The band practically lives the songs onstage. The lead singer sways like a metronome as he sings, eyes closed, most of the time...

...with the bassist, keyboardist, and drummer nodding along in time. The cellist is a lithe female, but you'd never know it. She rocks the cello and makes it keen, and holds the cello while beating the bejesus out of a drum at the same time. (Turns out she's a stunt car driver in Europe too!)

All in all, I think they won over more than one person with this SX performance. Here's hoping they make it back to this side of the pond again soon.

ODI was gracious enough to give me a few minutes of their time before their set to talk about their band and favorite Irish writers, and we'll be posting that here shortly.

(See the rest of the photos from their set here)

Give a Listen: Little Death-One Day International

As always at SXSW, when planning out your viewing schedule location is an important consideration. If you're at x location and y venue is 10 blocks away, you're going to miss quite a bit of a set just getting to y. Then, probably, quite a bit of your z choice if you have to walk 10 blocks back. (Though Austin is pretty flush with pedi-cabs during SX, which is really neat.)

As my z, aa, bb, and cc locations for the rest of the evening were all in the same area, and z was starting at an odd time of quarter past the hour, I hopped over to Emos for two seconds of one of the current buzz bands, Cut Off Your Hands, knowing I’d probably miss them at the SPIN day party on Friday.

(See the rest of the photos from their set here)

This band definitely does not have any issues with being “lax.” The lead singer leapt into the crowd to surf atop its hands, and flailed himself around the stage in wild abandon. The way he moved to their power pop from Down Under, I wondered if he actually possessed a spine. (More on their live show in Day 4.)

4. Monte Negro
It turned out that Maggie Maes, the site of my 12:15 AM-1 AM was...running behind schedule-wise. As I said earlier, it's typically a pain but sometimes it allows you to discover a band you didn’t expect to find. This is what I found in the form of a Spainish/English band from LaLa Land (Los Angeles) named Monte Negro. I only saw the last half of their last song so I don’t think I can fairly comment on their sound or songs, but the lead singer was definitely something to see.

He’s one of those that Muzak could be playing in back of him, and with all that energy and passion, you’d still be riveted. By the end, he was wiped out, lying on the stage and panting for breath.

(See the rest of the photos from their set here)

Give a Listen
: Pena Collective-Monte Negro

5. Val Emmich
Val Emmich is, apparently, the love interest on a tv show called "Ugly Betty." I say "apparently" because I've never it. His SX mp3 was really good, like A- good. And I can see why he's a show's love interest: hipster-boy skinny, great dimples, pretty cute overall. But by this point in the evening, your fair narrator had been standing/walking/race-walking for over 12 hours straight. She had also not eaten all day. Had plenty of water and Lone Star beer, but no food. I don't know about you, but in instances like this, my patience level becomes pretty translucent. So things like standing around for 30 minutes past an appointed start time, waiting for someone to get his butt onstage, made the annoyance scale leap from 2 to 403. And no amount of cute would make up for it. He was going to have to wow me.

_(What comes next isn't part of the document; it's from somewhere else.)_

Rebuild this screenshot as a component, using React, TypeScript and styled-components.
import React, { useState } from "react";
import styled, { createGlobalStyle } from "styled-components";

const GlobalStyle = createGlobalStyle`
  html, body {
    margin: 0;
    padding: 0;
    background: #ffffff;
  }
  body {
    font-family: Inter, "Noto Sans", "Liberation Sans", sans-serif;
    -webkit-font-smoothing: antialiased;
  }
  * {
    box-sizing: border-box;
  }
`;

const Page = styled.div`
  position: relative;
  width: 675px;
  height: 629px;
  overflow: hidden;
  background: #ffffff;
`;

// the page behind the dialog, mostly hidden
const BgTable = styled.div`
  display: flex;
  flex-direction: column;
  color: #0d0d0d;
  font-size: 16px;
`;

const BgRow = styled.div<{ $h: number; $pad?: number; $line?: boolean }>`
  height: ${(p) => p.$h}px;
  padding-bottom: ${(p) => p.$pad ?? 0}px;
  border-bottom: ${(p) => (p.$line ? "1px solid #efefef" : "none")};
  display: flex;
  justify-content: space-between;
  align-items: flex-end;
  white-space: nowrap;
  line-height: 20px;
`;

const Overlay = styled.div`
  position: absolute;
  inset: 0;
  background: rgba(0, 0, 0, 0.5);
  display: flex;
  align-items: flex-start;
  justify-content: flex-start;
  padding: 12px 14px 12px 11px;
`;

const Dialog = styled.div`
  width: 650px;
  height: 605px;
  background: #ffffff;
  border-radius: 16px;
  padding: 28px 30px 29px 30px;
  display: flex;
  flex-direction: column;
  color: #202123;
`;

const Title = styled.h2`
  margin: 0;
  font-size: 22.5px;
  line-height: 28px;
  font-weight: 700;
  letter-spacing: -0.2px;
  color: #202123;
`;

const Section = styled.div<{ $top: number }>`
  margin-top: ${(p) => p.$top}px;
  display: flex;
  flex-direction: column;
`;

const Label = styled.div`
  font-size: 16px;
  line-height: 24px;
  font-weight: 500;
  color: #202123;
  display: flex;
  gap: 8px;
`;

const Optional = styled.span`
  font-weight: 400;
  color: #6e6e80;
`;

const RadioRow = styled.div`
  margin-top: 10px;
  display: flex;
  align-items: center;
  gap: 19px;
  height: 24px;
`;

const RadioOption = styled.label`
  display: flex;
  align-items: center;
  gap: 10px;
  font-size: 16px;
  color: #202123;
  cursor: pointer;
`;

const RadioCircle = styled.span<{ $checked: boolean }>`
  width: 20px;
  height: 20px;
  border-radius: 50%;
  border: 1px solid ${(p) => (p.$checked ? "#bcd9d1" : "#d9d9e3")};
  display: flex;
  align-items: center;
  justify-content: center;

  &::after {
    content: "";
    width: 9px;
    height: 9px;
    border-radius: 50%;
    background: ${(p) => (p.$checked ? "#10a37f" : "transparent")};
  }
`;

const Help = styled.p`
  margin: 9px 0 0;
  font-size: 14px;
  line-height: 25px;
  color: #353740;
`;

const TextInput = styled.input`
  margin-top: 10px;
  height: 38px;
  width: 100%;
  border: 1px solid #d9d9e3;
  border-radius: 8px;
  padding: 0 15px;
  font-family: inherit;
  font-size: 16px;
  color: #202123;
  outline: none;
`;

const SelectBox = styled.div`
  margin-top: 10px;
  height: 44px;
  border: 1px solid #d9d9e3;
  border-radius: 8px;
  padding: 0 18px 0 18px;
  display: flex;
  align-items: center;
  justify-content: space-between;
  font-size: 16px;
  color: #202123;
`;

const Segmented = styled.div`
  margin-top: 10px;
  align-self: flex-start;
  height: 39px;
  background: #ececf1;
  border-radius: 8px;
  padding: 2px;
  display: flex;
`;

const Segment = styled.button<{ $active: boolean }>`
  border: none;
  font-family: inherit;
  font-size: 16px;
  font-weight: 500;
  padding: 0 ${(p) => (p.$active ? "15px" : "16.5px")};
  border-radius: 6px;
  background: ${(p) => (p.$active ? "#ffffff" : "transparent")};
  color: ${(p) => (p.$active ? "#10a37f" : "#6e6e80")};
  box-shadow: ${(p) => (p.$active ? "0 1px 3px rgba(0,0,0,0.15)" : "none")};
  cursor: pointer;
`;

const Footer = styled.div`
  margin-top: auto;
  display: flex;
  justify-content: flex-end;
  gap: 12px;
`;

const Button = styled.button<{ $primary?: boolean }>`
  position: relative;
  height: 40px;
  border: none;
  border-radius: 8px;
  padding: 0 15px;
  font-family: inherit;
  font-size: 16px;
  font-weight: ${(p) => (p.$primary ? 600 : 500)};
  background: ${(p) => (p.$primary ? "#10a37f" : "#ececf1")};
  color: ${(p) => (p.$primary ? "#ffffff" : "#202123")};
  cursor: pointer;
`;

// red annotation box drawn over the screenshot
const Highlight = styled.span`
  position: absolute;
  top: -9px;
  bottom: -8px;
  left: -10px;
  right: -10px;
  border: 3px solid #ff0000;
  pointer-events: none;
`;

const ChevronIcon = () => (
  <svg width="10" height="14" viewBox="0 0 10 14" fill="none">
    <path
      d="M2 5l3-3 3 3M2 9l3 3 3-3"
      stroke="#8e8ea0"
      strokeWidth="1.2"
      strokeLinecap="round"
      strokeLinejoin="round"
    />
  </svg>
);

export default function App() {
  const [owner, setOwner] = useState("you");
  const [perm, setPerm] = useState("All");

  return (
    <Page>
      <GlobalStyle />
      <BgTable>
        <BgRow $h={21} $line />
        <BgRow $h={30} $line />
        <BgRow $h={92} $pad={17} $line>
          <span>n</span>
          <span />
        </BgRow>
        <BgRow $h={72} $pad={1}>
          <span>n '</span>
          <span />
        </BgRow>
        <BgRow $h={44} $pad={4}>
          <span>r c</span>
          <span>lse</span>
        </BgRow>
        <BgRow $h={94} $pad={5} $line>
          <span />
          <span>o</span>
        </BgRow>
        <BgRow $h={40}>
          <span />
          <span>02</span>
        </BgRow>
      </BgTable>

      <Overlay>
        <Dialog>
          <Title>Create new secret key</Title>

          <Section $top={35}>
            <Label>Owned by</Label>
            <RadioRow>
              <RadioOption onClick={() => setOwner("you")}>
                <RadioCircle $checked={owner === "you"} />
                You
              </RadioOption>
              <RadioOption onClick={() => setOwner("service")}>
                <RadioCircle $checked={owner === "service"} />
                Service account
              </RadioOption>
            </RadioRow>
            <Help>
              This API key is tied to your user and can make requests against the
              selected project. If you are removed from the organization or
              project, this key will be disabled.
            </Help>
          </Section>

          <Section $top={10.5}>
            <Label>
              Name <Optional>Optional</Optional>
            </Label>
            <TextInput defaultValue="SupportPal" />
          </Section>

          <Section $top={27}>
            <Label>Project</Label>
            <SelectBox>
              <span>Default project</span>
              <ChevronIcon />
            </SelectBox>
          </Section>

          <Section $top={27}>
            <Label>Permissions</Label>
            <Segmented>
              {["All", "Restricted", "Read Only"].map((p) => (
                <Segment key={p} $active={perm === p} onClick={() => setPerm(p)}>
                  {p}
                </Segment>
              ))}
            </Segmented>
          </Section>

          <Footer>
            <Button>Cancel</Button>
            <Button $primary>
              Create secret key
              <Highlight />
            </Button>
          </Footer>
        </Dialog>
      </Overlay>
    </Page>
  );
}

I want to say I was bewitched, bothered, and bewildered but....nope.

Ok, part of it was due to sound issues, but honestly? Drying paint moves around more than this guy. The music was reasonably good power pop, much like the single I liked so much. But the combination was not enough to "wow" for me, so I left after a couple of songs.

The man does photograph well though, I will give him that.

(See the rest of the photos from their set here)

Give a Listen: Get On With It-Val Emmich

5 and 6. Kevin Seconds and Peter, Bjorn, and John
I never connected the dots that Kevin Seconds, my 1 am slot, was THE Kevin Seconds, of 7 Seconds

I'd really liked his SX mp3. "Backaches and Bad Dreams" was noted on my list as "an early 60s sound with a Paul McCartney-like voice." So walking in expecting that from a guy who's known for hardcore punk, I was all sorts of confused to find he was playing just an acoustic. In a church, that was a seated venue. Sure it was quiet and really rather lovely, but hearing quiet and lovely while seated and exhausted at 1 AM, I was pretty sure I would be passed out cold by his second song. And Kevin Seconds doesn't look like the type of guy you'd want to piss off.

Give a Listen: Backaches and Bad Dreams: Kevin Seconds

So instead, I went to meet the guys who were ending their evening with those three-non-blondes from Sweden, Peter, Bjorn, and John.

They were good, but Val Emmich was more animated. Based on their dance-floor staples like "Young Folks" and "Nothing to Worry About," I totally expected them to be way more upbeat live. Plus, their guitarist was kinda, well, creepy. Creepy stuff before bed is never a good idea. And then, I hit the proverbial wall.

Give a Listen: Young Folks: Peter, Bjorn, and John

Many beers, no food, and being in constant motion all day had found me. I fell asleep fully clothed and face down on my bed in the hotel that night. SX had caught up with me...for now.